> Given data:
^^^^^^^^^^^^^^^^

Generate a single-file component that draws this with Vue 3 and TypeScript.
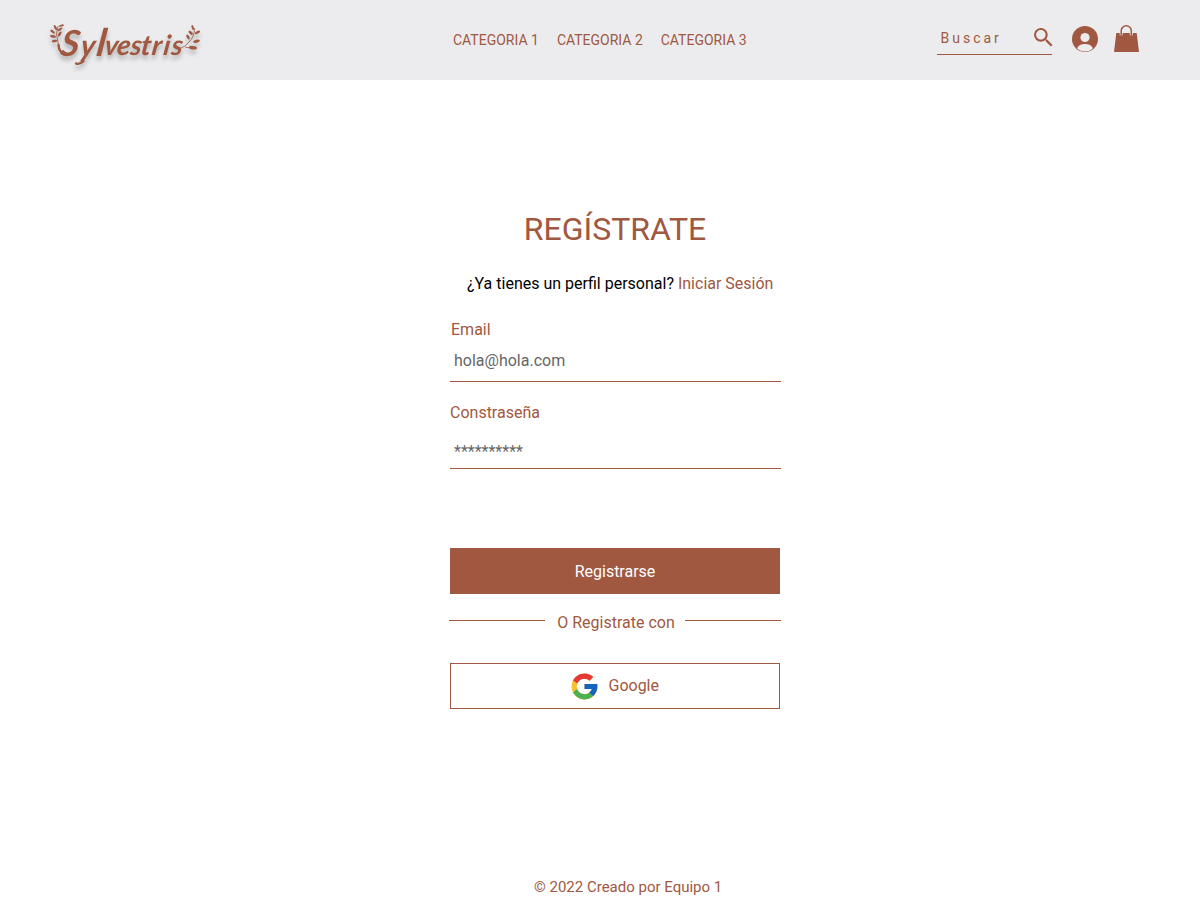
<script setup lang="ts">
import { ref } from 'vue'

interface Leaf {
  x: number
  y: number
  rx: number
  ry: number
  angle: number
}

const categories: string[] = ['CATEGORIA 1', 'CATEGORIA 2', 'CATEGORIA 3']

const leftLeaves: Leaf[] = [
  { x: 5.4, y: 7.6, rx: 2.9, ry: 1.1, angle: 60 },
  { x: 2.6, y: 11.6, rx: 2.8, ry: 1.2, angle: 38 },
  { x: 3, y: 16.4, rx: 3, ry: 1.3, angle: 10 },
  { x: 4.6, y: 21, rx: 2.8, ry: 1.2, angle: -8 },
  { x: 11.3, y: 5.6, rx: 2.7, ry: 1, angle: -15 },
  { x: 10, y: 9.3, rx: 2.8, ry: 1.1, angle: -32 },
  { x: 9.7, y: 14, rx: 2.8, ry: 1.2, angle: -55 },
]
const rightLeaves: Leaf[] = [
  { x: 142.7, y: 7.5, rx: 2.7, ry: 1.1, angle: 73 },
  { x: 147.5, y: 12.4, rx: 2.9, ry: 1.3, angle: -28 },
  { x: 140.7, y: 12.8, rx: 2.7, ry: 1.3, angle: 42 },
  { x: 138, y: 17, rx: 2.7, ry: 1.3, angle: 58 },
  { x: 146.5, y: 21.3, rx: 3.3, ry: 1.5, angle: -12 },
  { x: 143, y: 27.7, rx: 4, ry: 1.8, angle: 8 },
]

const search = ref('')
const email = ref('')
const password = ref('')
</script>

<template>
  <div class="page">
    <header class="header">
      <svg class="logo" width="152" height="60" viewBox="0 0 152 60" aria-label="Sylvestris">
        <g class="leaves">
          <ellipse
            v-for="(leaf, i) in [...leftLeaves, ...rightLeaves]"
            :key="i"
            :cx="leaf.x"
            :cy="leaf.y"
            :rx="leaf.rx"
            :ry="leaf.ry"
            :transform="`rotate(${leaf.angle} ${leaf.x} ${leaf.y})`"
          />
        </g>
        <path class="stem" d="M8 6Q5 14 8 22L9 26M144.5 8Q144.5 17 139 22Q135 27 129 29M135 27L141 28" />
        <path class="flourish" d="M8.5 25Q9 32 14 34M33.5 41Q29 45 26 43.5" />
        <text class="wordmark" y="35" transform="translate(5 0) skewX(-8)">
          <tspan class="initial" x="9.5" y="35.5">S</tspan>
          <tspan class="descender" x="29.5" y="36">y</tspan>
          <tspan class="tall" x="45.5" y="35.5">l</tspan>
          <tspan x="53.5 66 79.5 90 101 112.5 120.5" y="35.5 35.5 35.5 35.5 35.5 35.5 35">vestris</tspan>
        </text>
      </svg>

      <nav class="nav">
        <a v-for="category in categories" :key="category">{{ category }}</a>
      </nav>

      <div class="tools">
        <label class="search">
          <input v-model="search" type="text" placeholder="Buscar" />
          <svg width="19" height="19" viewBox="3 3 18 18">
            <path d="M15.5 14h-.79l-.28-.27A6.47 6.47 0 0 0 16 9.5 6.5 6.5 0 1 0 9.5 16c1.61 0 3.09-.59 4.23-1.57l.27.28v.79l5 4.99L20.49 19l-4.99-5zm-6 0C7.01 14 5 11.99 5 9.5S7.01 5 9.5 5 14 7.01 14 9.5 11.99 14 9.5 14z" />
          </svg>
        </label>
        <svg class="user" width="26" height="26" viewBox="0 0 26 26">
          <circle cx="13" cy="13" r="13" />
          <g class="cutout">
            <circle cx="13" cy="11.5" r="4.6" />
            <path d="M5 22.2C6.2 19.5 9.2 18 13 18s6.8 1.5 8 4.2C18.8 24.3 16 25.4 13 25.4S7.2 24.3 5 22.2Z" />
          </g>
        </svg>
        <svg class="bag" width="25" height="27" viewBox="0 0 25 27">
          <path d="M2.3 8H22.7L25 27H0Z" />
          <path class="handle-gap" d="M7.2 8v2.3M17.3 8v2.3" />
          <path class="handle" d="M7.2 10V5.8a5.05 5.05 0 0 1 10.1 0V10" />
        </svg>
      </div>
    </header>

    <main class="register">
      <h1>REGÍSTRATE</h1>
      <p class="prompt">¿Ya tienes un perfil personal? <a>Iniciar Sesión</a></p>
      <form @submit.prevent>
        <label class="field email">
          <span>Email</span>
          <input v-model="email" type="text" placeholder="hola@hola.com" />
        </label>
        <label class="field password">
          <span>Constraseña</span>
          <input v-model="password" type="password" placeholder="**********" />
        </label>
        <button class="submit" type="submit">Registrarse</button>
        <div class="divider"><i></i><span>O Registrate con</span><i></i></div>
        <button class="google" type="button">
          <svg width="31" height="31" viewBox="0 0 48 48">
            <path fill="#fbc02d" d="M43.611 20.083H42V20H24v8h11.303C33.654 32.657 29.223 36 24 36c-6.627 0-12-5.373-12-12s5.373-12 12-12c3.059 0 5.842 1.154 7.961 3.039l5.657-5.657C34.046 6.053 29.268 4 24 4 12.955 4 4 12.955 4 24s8.955 20 20 20 20-8.955 20-20c0-1.341-.138-2.65-.389-3.917z" />
            <path fill="#e53935" d="M6.306 14.691l6.571 4.819C14.655 15.108 18.961 12 24 12c3.059 0 5.842 1.154 7.961 3.039l5.657-5.657C34.046 6.053 29.268 4 24 4 16.318 4 9.656 8.337 6.306 14.691z" />
            <path fill="#4caf50" d="M24 44c5.166 0 9.86-1.977 13.409-5.192l-6.19-5.238C29.211 35.091 26.715 36 24 36c-5.202 0-9.619-3.317-11.283-7.946l-6.522 5.025C9.505 39.556 16.227 44 24 44z" />
            <path fill="#1565c0" d="M43.611 20.083L43.595 20H24v8h11.303c-.792 2.237-2.231 4.166-4.087 5.571l6.193 5.237C36.971 39.205 44 34 44 24c0-1.341-.138-2.65-.389-3.917z" />
          </svg>
          <span>Google</span>
        </button>
      </form>
    </main>

    <footer>© 2022 Creado por Equipo 1</footer>
  </div>
</template>

<style>
body {
  margin: 0;
}
</style>

<style scoped>
.page {
  --brand: #a05840;
  display: flex;
  flex-direction: column;
  height: 914px;
  background: #fff;
  color: var(--brand);
  font: 16px/20px Roboto, sans-serif;
  overflow: hidden;
}
.header {
  display: grid;
  grid-template-columns: 403px 1fr 203px;
  height: 80px;
  padding: 0 60px 0 50px;
  box-sizing: border-box;
  background: #ececee;
}
svg {
  display: block;
  flex: none;
  fill: var(--brand);
}
.logo {
  margin-top: 20px;
  overflow: visible;
  filter: drop-shadow(0 4px 2px rgb(0 0 0 / 25%));
}
.stem,
.flourish {
  fill: none;
  stroke: var(--brand);
  stroke-width: 0.8;
}
.flourish {
  stroke-width: 2.4;
  stroke-linecap: round;
}
.wordmark {
  font: italic 700 28px Lato, sans-serif;
}
.initial {
  font-size: 36px;
}
.descender {
  font-size: 30px;
}
.tall {
  font-size: 38px;
}
.nav {
  display: flex;
  gap: 18px;
  padding-top: 30px;
  font-size: 14px;
  white-space: nowrap;
}
.tools {
  display: flex;
  align-items: flex-start;
}
.search {
  display: flex;
  align-items: flex-start;
  width: 115px;
  height: 27px;
  margin-top: 27px;
  border-bottom: 1px solid var(--brand);
}
.search svg {
  margin: 0.5px -1px 0 1px;
}
input {
  box-sizing: border-box;
  min-width: 0;
  border: 0;
  outline: 0;
  background: transparent;
  font: inherit;
}
.search input {
  flex: 1;
  height: 22px;
  padding: 0 0 0 3.5px;
  font-size: 14px;
  letter-spacing: 3px;
}
.search input::placeholder {
  color: var(--brand);
}
.user {
  margin: 26px 0 0 20px;
}
.cutout {
  fill: #ececee;
}
.bag {
  margin: 25px 0 0 16px;
}
.handle,
.handle-gap {
  fill: none;
  stroke: var(--brand);
  stroke-width: 1.5;
}
.handle-gap {
  stroke: #ececee;
  stroke-width: 3;
}
.register {
  width: 331px;
  margin: 129px 0 0 450px;
}
h1 {
  width: 330px;
  margin: 0;
  font-size: 32px;
  font-weight: 400;
  line-height: 40px;
  text-align: center;
}
.prompt {
  margin: 25px 0 0 17px;
  color: #000;
  white-space: nowrap;
}
.prompt a {
  color: var(--brand);
}
.field {
  display: flex;
  flex-direction: column;
  border-bottom: 1px solid var(--brand);
}
.field input {
  padding: 0 4px;
  color: #757575;
}
.field input::placeholder {
  color: #666;
}
.email {
  height: 61px;
  margin-top: 26px;
}
.email span {
  margin-left: 1px;
}
.email input {
  height: 22px;
  margin-top: 9px;
}
.password {
  height: 65px;
  margin-top: 21px;
}
.password input {
  height: 22px;
  margin-top: 17px;
}
button {
  display: flex;
  align-items: center;
  justify-content: center;
  width: 330px;
  height: 46px;
  padding: 0;
  border: 1px solid var(--brand);
  font: inherit;
}
.submit {
  margin-top: 79px;
  padding-top: 2px;
  background: var(--brand);
  color: #fff;
}
.divider {
  display: flex;
  justify-content: space-between;
  width: 332px;
  margin: 18px 0 0 -1px;
}
.divider i {
  width: 96px;
  height: 1px;
  margin-top: 8px;
  background: var(--brand);
}
.divider span {
  margin: 1px 0 0 2px;
}
.google {
  gap: 8px;
  margin-top: 30px;
  padding-right: 1.5px;
  background: #fff;
  color: var(--brand);
}
footer {
  margin: auto 0 17px 534px;
  font-size: 15px;
}
</style>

^^^^^^^^^^^^^^^^

> Task statement: Every line from the start of the listing above through the line with "const categories: string[]" should be repeated exactly; skip the pictures and add nothing else.

> Output below:
Generate a single-file component that draws this with Vue 3 and TypeScript.
<script setup lang="ts">
import { ref } from 'vue'

interface Leaf {
  x: number
  y: number
  rx: number
  ry: number
  angle: number
}

const categories: string[] = ['CATEGORIA 1', 'CATEGORIA 2', 'CATEGORIA 3']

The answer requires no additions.